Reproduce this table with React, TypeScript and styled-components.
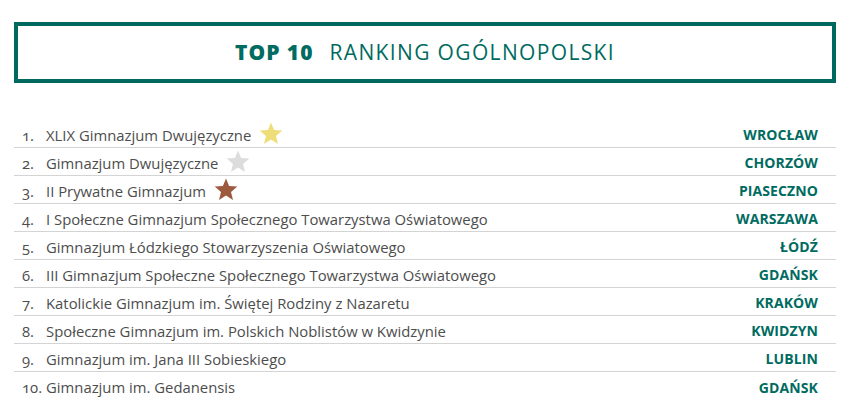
import React from "react";
import styled, { createGlobalStyle } from "styled-components";

const Global = createGlobalStyle`
  html, body { margin: 0; padding: 0; background: #ffffff; }
  body { font-family: "Open Sans", "Liberation Sans", sans-serif; }
`;

const Page = styled.div`
  width: 850px;
  height: 420px;
  box-sizing: border-box;
  padding: 22px 14px 0 14px;
  display: flex;
  flex-direction: column;
`;

const TitleBox = styled.div`
  height: 61px;
  box-sizing: border-box;
  border: 4px solid #00695f;
  display: flex;
  align-items: center;
  justify-content: center;
  color: #006b60;
  font-size: 21px;
  padding-bottom: 2px;
`;

const TitleBold = styled.span`
  font-weight: 800;
  letter-spacing: 1px;
  margin-right: 16px;
`;

const TitleLight = styled.span`
  font-weight: 400;
  letter-spacing: 1.35px;
`;

const List = styled.ol`
  list-style: none;
  margin: 37px 0 0 0;
  padding: 0;
  display: flex;
  flex-direction: column;
`;

const Row = styled.li<{ $last?: boolean }>`
  height: 28px;
  box-sizing: border-box;
  display: flex;
  align-items: center;
  border-bottom: ${(p) => (p.$last ? "none" : "1px solid #d4d4d4")};
  padding: 2px 18px 0 8px;
  font-size: 14.85px;
  color: #4d4d4d;
`;

const Num = styled.span`
  width: 24px;
  flex: none;
  font-variant-numeric: oldstyle-nums;
`;

const Name = styled.span`
  display: flex;
  align-items: center;
  gap: 8px;
  flex: 1;
  white-space: nowrap;
`;

const City = styled.span`
  font-weight: 700;
  color: #006b60;
  font-size: 14px;
  letter-spacing: 0.1px;
`;

const StarIcon = ({ color }: { color: string }) => (
  <svg width="24" height="23" viewBox="0 0 24 23" style={{ marginTop: -3 }}>
    <polygon
      points="12,0.5 15.1,8.1 23.3,8.6 17,13.9 19,21.9 12,17.5 5,21.9 7,13.9 0.7,8.6 8.9,8.1"
      fill={color}
    />
  </svg>
);

const data: { name: string; city: string; star?: string }[] = [
  { name: "XLIX Gimnazjum Dwujęzyczne", city: "WROCŁAW", star: "#eedd78" },
  { name: "Gimnazjum Dwujęzyczne", city: "CHORZÓW", star: "#dcdcdc" },
  { name: "II Prywatne Gimnazjum", city: "PIASECZNO", star: "#9e5a3e" },
  { name: "I Społeczne Gimnazjum Społecznego Towarzystwa Oświatowego", city: "WARSZAWA" },
  { name: "Gimnazjum Łódzkiego Stowarzyszenia Oświatowego", city: "ŁÓDŹ" },
  { name: "III Gimnazjum Społeczne Społecznego Towarzystwa Oświatowego", city: "GDAŃSK" },
  { name: "Katolickie Gimnazjum im. Świętej Rodziny z Nazaretu", city: "KRAKÓW" },
  { name: "Społeczne Gimnazjum im. Polskich Noblistów w Kwidzynie", city: "KWIDZYN" },
  { name: "Gimnazjum im. Jana III Sobieskiego", city: "LUBLIN" },
  { name: "Gimnazjum im. Gedanensis", city: "GDAŃSK" },
];

export default function App() {
  return (
    <>
      <Global />
      <Page>
        <TitleBox>
          <TitleBold>TOP 10</TitleBold>
          <TitleLight>RANKING OGÓLNOPOLSKI</TitleLight>
        </TitleBox>
        <List>
          {data.map((d, i) => (
            <Row key={i} $last={i === data.length - 1}>
              <Num>{i + 1}.</Num>
              <Name>
                {d.name}
                {d.star && <StarIcon color={d.star} />}
              </Name>
              <City>{d.city}</City>
            </Row>
          ))}
        </List>
      </Page>
    </>
  );
}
━━━━━━━━━━━━━━━━━━━━━━━━━━━━━━
Repeat the material above word for word, please, apart from its images.

Reproduce this table with React, TypeScript and styled-components.
import React from "react";
import styled, { createGlobalStyle } from "styled-components";

const Global = createGlobalStyle`
  html, body { margin: 0; padding: 0; background: #ffffff; }
  body { font-family: "Open Sans", "Liberation Sans", sans-serif; }
`;

const Page = styled.div`
  width: 850px;
  height: 420px;
  box-sizing: border-box;
  padding: 22px 14px 0 14px;
  display: flex;
  flex-direction: column;
`;

const TitleBox = styled.div`
  height: 61px;
  box-sizing: border-box;
  border: 4px solid #00695f;
  display: flex;
  align-items: center;
  justify-content: center;
  color: #006b60;
  font-size: 21px;
  padding-bottom: 2px;
`;

const TitleBold = styled.span`
  font-weight: 800;
  letter-spacing: 1px;
  margin-right: 16px;
`;

const TitleLight = styled.span`
  font-weight: 400;
  letter-spacing: 1.35px;
`;

const List = styled.ol`
  list-style: none;
  margin: 37px 0 0 0;
  padding: 0;
  display: flex;
  flex-direction: column;
`;

const Row = styled.li<{ $last?: boolean }>`
  height: 28px;
  box-sizing: border-box;
  display: flex;
  align-items: center;
  border-bottom: ${(p) => (p.$last ? "none" : "1px solid #d4d4d4")};
  padding: 2px 18px 0 8px;
  font-size: 14.85px;
  color: #4d4d4d;
`;

const Num = styled.span`
  width: 24px;
  flex: none;
  font-variant-numeric: oldstyle-nums;
`;

const Name = styled.span`
  display: flex;
  align-items: center;
  gap: 8px;
  flex: 1;
  white-space: nowrap;
`;

const City = styled.span`
  font-weight: 700;
  color: #006b60;
  font-size: 14px;
  letter-spacing: 0.1px;
`;

const StarIcon = ({ color }: { color: string }) => (
  <svg width="24" height="23" viewBox="0 0 24 23" style={{ marginTop: -3 }}>
    <polygon
      points="12,0.5 15.1,8.1 23.3,8.6 17,13.9 19,21.9 12,17.5 5,21.9 7,13.9 0.7,8.6 8.9,8.1"
      fill={color}
    />
  </svg>
);

const data: { name: string; city: string; star?: string }[] = [
  { name: "XLIX Gimnazjum Dwujęzyczne", city: "WROCŁAW", star: "#eedd78" },
  { name: "Gimnazjum Dwujęzyczne", city: "CHORZÓW", star: "#dcdcdc" },
  { name: "II Prywatne Gimnazjum", city: "PIASECZNO", star: "#9e5a3e" },
  { name: "I Społeczne Gimnazjum Społecznego Towarzystwa Oświatowego", city: "WARSZAWA" },
  { name: "Gimnazjum Łódzkiego Stowarzyszenia Oświatowego", city: "ŁÓDŹ" },
  { name: "III Gimnazjum Społeczne Społecznego Towarzystwa Oświatowego", city: "GDAŃSK" },
  { name: "Katolickie Gimnazjum im. Świętej Rodziny z Nazaretu", city: "KRAKÓW" },
  { name: "Społeczne Gimnazjum im. Polskich Noblistów w Kwidzynie", city: "KWIDZYN" },
  { name: "Gimnazjum im. Jana III Sobieskiego", city: "LUBLIN" },
  { name: "Gimnazjum im. Gedanensis", city: "GDAŃSK" },
];

export default function App() {
  return (
    <>
      <Global />
      <Page>
        <TitleBox>
          <TitleBold>TOP 10</TitleBold>
          <TitleLight>RANKING OGÓLNOPOLSKI</TitleLight>
        </TitleBox>
        <List>
          {data.map((d, i) => (
            <Row key={i} $last={i === data.length - 1}>
              <Num>{i + 1}.</Num>
              <Name>
                {d.name}
                {d.star && <StarIcon color={d.star} />}
              </Name>
              <City>{d.city}</City>
            </Row>
          ))}
        </List>
      </Page>
    </>
  );
}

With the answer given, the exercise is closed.